At the heart of the matter is the fact that no one goes into the process with a clear understanding of what costs they should reasonably expect. No one knows what a cheap funeral looks like versus an expensive funeral; one is merely presented with a bill at the end. It is difficult to understand how the component parts of that bill have been assembled, and, emotionally, one is probably not in a position to interrogate it. That can make it difficult to be an informed consumer, and it suggests to me that the market is not fully formed. It is hard to regulate a market that is not acting like one, and in which consumers are not making informed decisions at the point of purchase.

I support Quaker Social Action’s call for some sort of non-governmental third-party ombudsman role. When Steve Webb discussed the matter a few years ago, he talked about “Tell us once” being a possible mechanism for achieving that, but I do not think that it has lived up to its expectations in that regard.

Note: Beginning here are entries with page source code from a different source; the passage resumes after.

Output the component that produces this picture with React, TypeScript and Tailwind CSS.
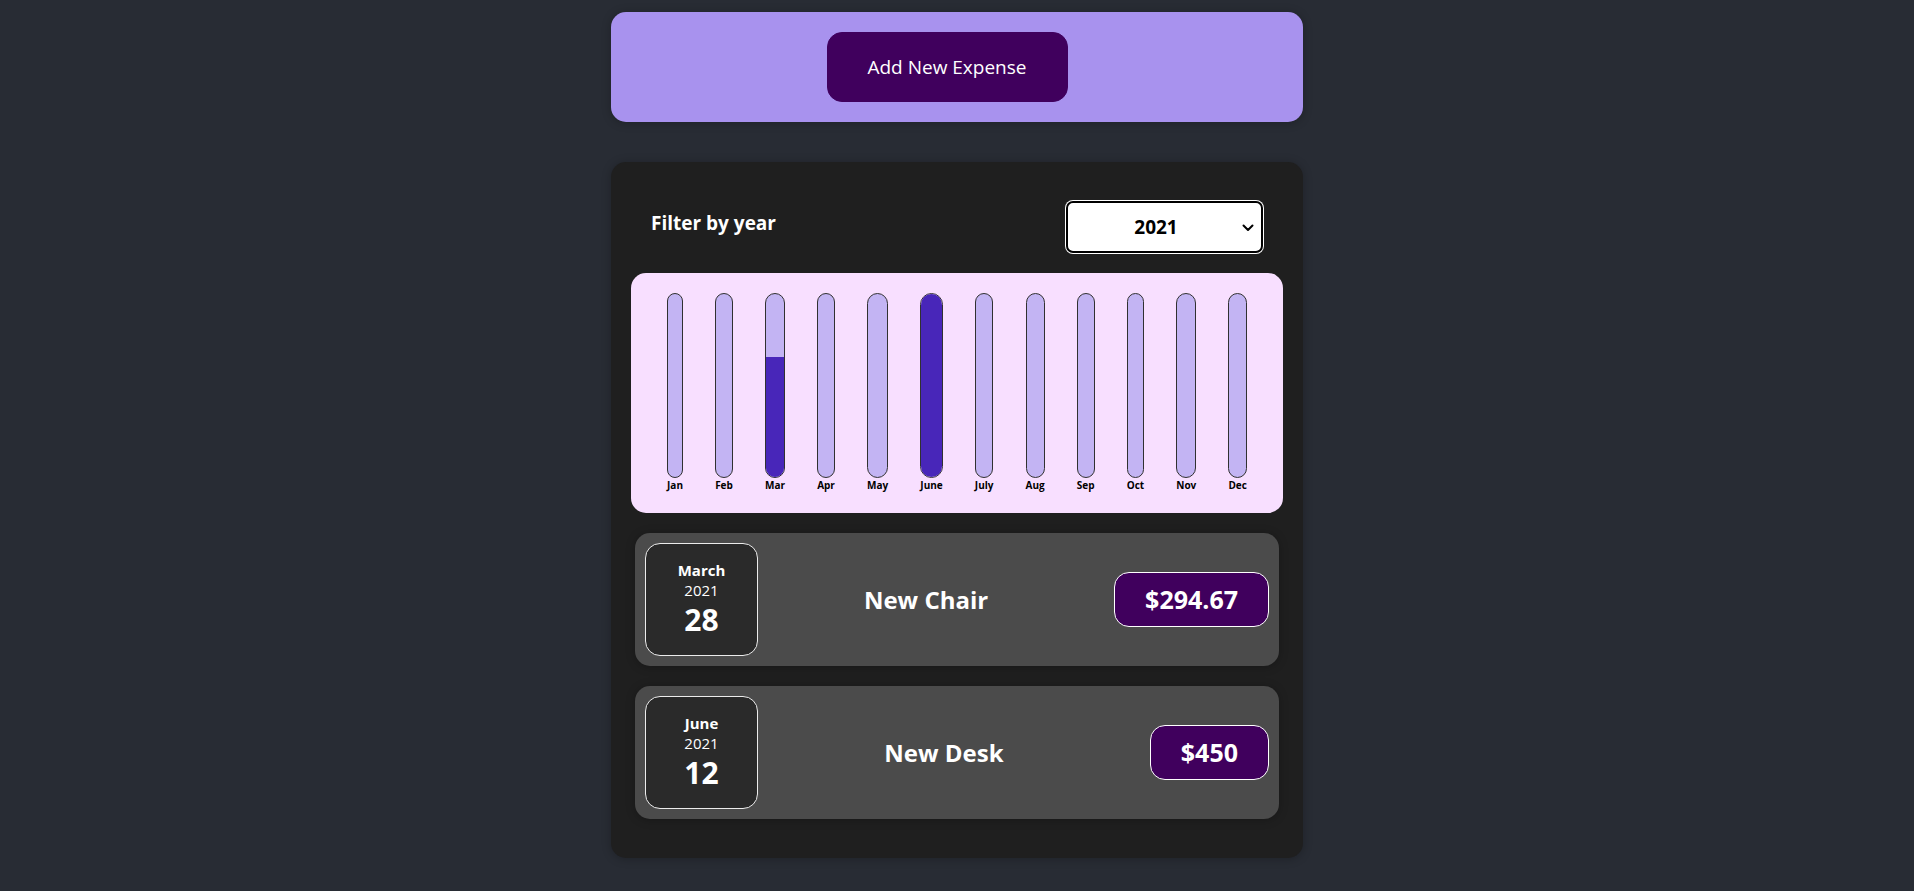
import React from "react";

const months = [
  { label: "Jan", value: 0 },
  { label: "Feb", value: 0 },
  { label: "Mar", value: 294.67 },
  { label: "Apr", value: 0 },
  { label: "May", value: 0 },
  { label: "June", value: 450 },
  { label: "July", value: 0 },
  { label: "Aug", value: 0 },
  { label: "Sep", value: 0 },
  { label: "Oct", value: 0 },
  { label: "Nov", value: 0 },
  { label: "Dec", value: 0 },
];

const expenses = [
  { month: "March", year: "2021", day: "28", title: "New Chair", amount: "$294.67" },
  { month: "June", year: "2021", day: "12", title: "New Desk", amount: "$450" },
];

function ExpenseItem({ e }: { e: (typeof expenses)[number] }) {
  return (
    <li className="flex items-center rounded-[15px] bg-[#4b4b4b] p-[10px] shadow-[0_1px_10px_rgba(0,0,0,0.25)]">
      <div className="flex h-[113px] w-[113px] shrink-0 flex-col items-center justify-center rounded-[15px] border border-[#ececec] bg-[#2a2a2a] text-white">
        <div className="text-[15px] font-bold leading-[20px]">{e.month}</div>
        <div className="text-[15px] leading-[20px]">{e.year}</div>
        <div className="text-[30px] font-bold leading-[40px]">{e.day}</div>
      </div>
      <h2 className="ml-[20px] mr-[40px] flex-1 text-center text-[24px] font-bold leading-[33px] text-white">
        {e.title}
      </h2>
      <div className="rounded-[15px] border border-white bg-[#40005d] px-[30px] py-[10px] text-[25px] font-bold leading-[33px] text-white">
        {e.amount}
      </div>
    </li>
  );
}

export default function App() {
  const max = 450;
  return (
    <div
      className="min-h-screen bg-[#282c34] pt-[12px] pb-[34px]"
      style={{ fontFamily: '"Open Sans", "Noto Sans", sans-serif' }}
    >
      <div className="mx-auto w-[692px] rounded-[15px] bg-[#a892ee] p-[20px] text-center shadow-[0_1px_10px_rgba(0,0,0,0.25)]">
        <button className="mr-[20px] h-[70px] w-[241px] rounded-[15px] border border-[#40005d] bg-[#40005d] text-[19px] leading-[30px] text-white">
          Add New Expense
        </button>
      </div>

      <div className="mx-auto mt-[40px] w-[692px] rounded-[15px] bg-[#1f1f1f] p-[20px] shadow-[0_1px_10px_rgba(0,0,0,0.25)]">
        <div className="px-[20px] text-white">
          <div className="mt-[19px] mb-[20px] flex items-center justify-between">
            <label className="mb-[8px] text-[19px] font-bold leading-[30px]">Filter by year</label>
            <div className="relative">
              <select
                defaultValue="2021"
                className="h-[52px] w-[197px] appearance-none rounded-[7px] border-2 border-black bg-white pr-[17px] text-center text-[19px] font-bold text-black shadow-[0_0_0_1px_#ffffff]"
              >
                <option value="2022">2022</option>
                <option value="2021">2021</option>
                <option value="2020">2020</option>
                <option value="2019">2019</option>
              </select>
              <svg
                className="pointer-events-none absolute right-[9px] top-[23px]"
                width="12"
                height="8"
                viewBox="0 0 12 8"
                fill="none"
              >
                <path d="M1.5 1.5L6 6L10.5 1.5" stroke="#000" strokeWidth="2" strokeLinecap="round" strokeLinejoin="round" />
              </svg>
            </div>
          </div>
        </div>

        <div className="flex h-[240px] justify-around rounded-[15px] bg-[#f8dfff] p-[20px] text-center">
          {months.map((m) => (
            <div key={m.label} className="flex h-full flex-col items-center">
              <div className="flex h-full w-full flex-col justify-end overflow-hidden rounded-[15px] border border-[#313131] bg-[#c3b4f3]">
                <div className="w-full bg-[#4826b9]" style={{ height: `${(m.value / max) * 100}%` }} />
              </div>
              <div className="text-[10px] font-bold leading-[15px] text-black">{m.label}</div>
            </div>
          ))}
        </div>

        <ul className="mx-[4px] mt-[20px] flex flex-col gap-[20px] pb-[19px]">
          {expenses.map((e) => (
            <ExpenseItem key={e.title} e={e} />
          ))}
        </ul>
      </div>
    </div>
  );
}
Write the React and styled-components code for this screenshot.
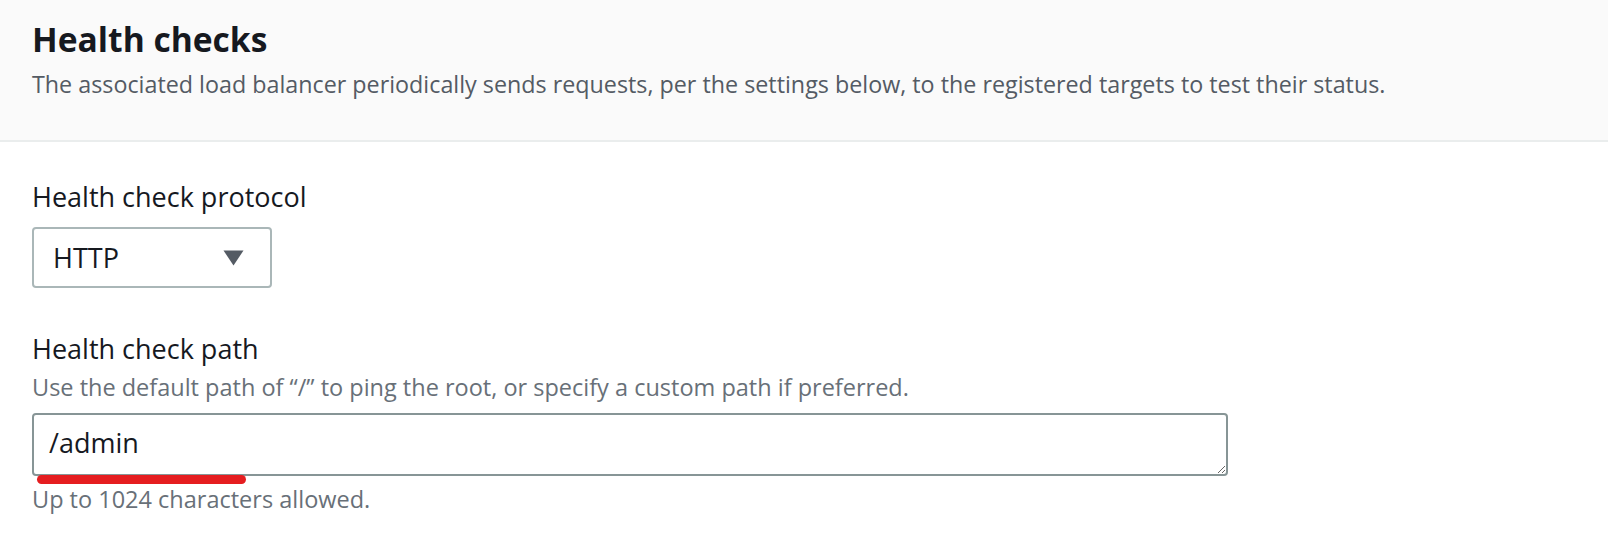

It has done a good job of reducing some of the bureaucracy, but it is not acting as a signpost to the best advice on how to navigate this complicated process. I would welcome the Government’s looking at signposting people to groups such as Quaker Social Action, and considering whether such a group could perform an ombudsman role. Yes, that would need to be funded—advice always needs to be funded—but I suspect that sufficient savings could be made in the administration of the benefit to fund Quaker Social Action to play that role.

Many would argue for some linkage between the social fund funeral payment and a defined “simple” funeral, and that suggestion perhaps causes the greatest concern. It is very hard culturally to define what a simple funeral would look like. Quaker Social Action has been cautious not to require those funeral directors signing its fair funeral pledge to guarantee to provide a simple funeral. Instead, it says that the funeral director should clearly advertise their cheapest available funeral.

We need to be careful not to go down the route of the state defining what type of funeral it is prepared to pay for. A lot of cultural elements circle around how we decide what is appropriate for our loved one. It is difficult to try to define what that simple funeral ought to look like.

Mrs Emma Lewell-Buck (South Shields) (Lab): Will the hon. Gentleman give way?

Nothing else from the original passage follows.